Un comité national d'action laïque
Créé par la Fédération de l'Education nationale, le syndicat des instituteurs et la Fédération des parents d'élèves des écoles publiques, il a, à son actif, l'organisation de la grande pétition laïque contre la loi Debré en 1960 qui devait recueillir 11 millions de signatures.
De nombreuses associations
A coté des organisations philosophiques et des associations pourvues d'une légitimité historique, toute une série d'autres organisations contribuent à dessiner les contours du militantisme laïc. L'Union rationaliste, fondée en 1930, la Libre pensée, dont les origines coïncident avec l'avènement de la II République et le Centre d'action européenne démocratique et laïque.
Biographies
Paul Sert : (1833-1886), ministre de l'instruction publique et des cultes entre 1881 et 1882, permet l'adoption des textes fondateurs.
Ferdinand Buisson : homme politique français (1841-1932), éducateur et Inspecteur général de l'instruction publique en 1878. II n'a cessé de lutter pour la laïcité et la gratuité de l'enseignement, ainsi que pour l'enseignement professionnel obligatoire.
Emile Combes: homme politique français (1835-1921). Président du Conseil de 1902 à 1905, il appliquera à la lettre aux congrégations les dispositions de la loi de 1901. Son action conduira à une rupture des relations diplomatiques avec le Vatican.
Georges Clemenceau : homme politique, participe à la commémoration de la victoire de 1918 à l'Hôtel de Ville de Paris, alors que, comme Chef du gouvernement, il avait refusé d'assister au Te Deum, célébré en la cathédrale Notre-Dame de Paris.

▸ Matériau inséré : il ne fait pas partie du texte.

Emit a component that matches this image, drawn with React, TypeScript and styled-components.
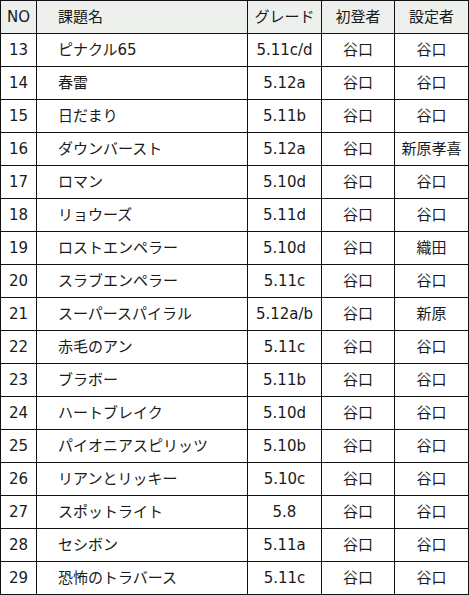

Jules Ferry Ministre de l'instruction publique et Président du Conseil (1832¬-1893). A diverses reprises, entre 1879 et 1885, il est l'initiateur des principaux textes qui ont créé un enseignement laïque, gratuit et obligatoire. II contribuera à l'adoption de textes essentiels, comme la loi sur la liberté syndicale.
Jules Ferry
Léon Gambetta : avocat et homme politique (1838-1882). II est l'auteur du programme radical adopté à Belleville en 1869 qui inspira la vie politique nationale pendant plus de cinquante ans et dont les principaux thèmes sont
- la liberté de la presse ;
- la séparation de l'Eglise et de l'Etat ;
- l'instruction gratuite, laïque et obligatoire ;
Jean Macé : homme politique (1815-1896). II lance, en 1866, un appel au rassemblement de ceux qui souhaitent contribuer à l'enseignement du peuple. De cet appel, naîtra la ligue de l'enseignement.
Pierre Waldeck Rousseau: homme politique (1846-1904). II fut à l'origine de la révision du procès Dreyfus et de l'adoption de la loi de 1901 sur la liberté d'association. Ministre de l'Intérieur, il fit adopter la loi de 1884 sur la liberté d'association.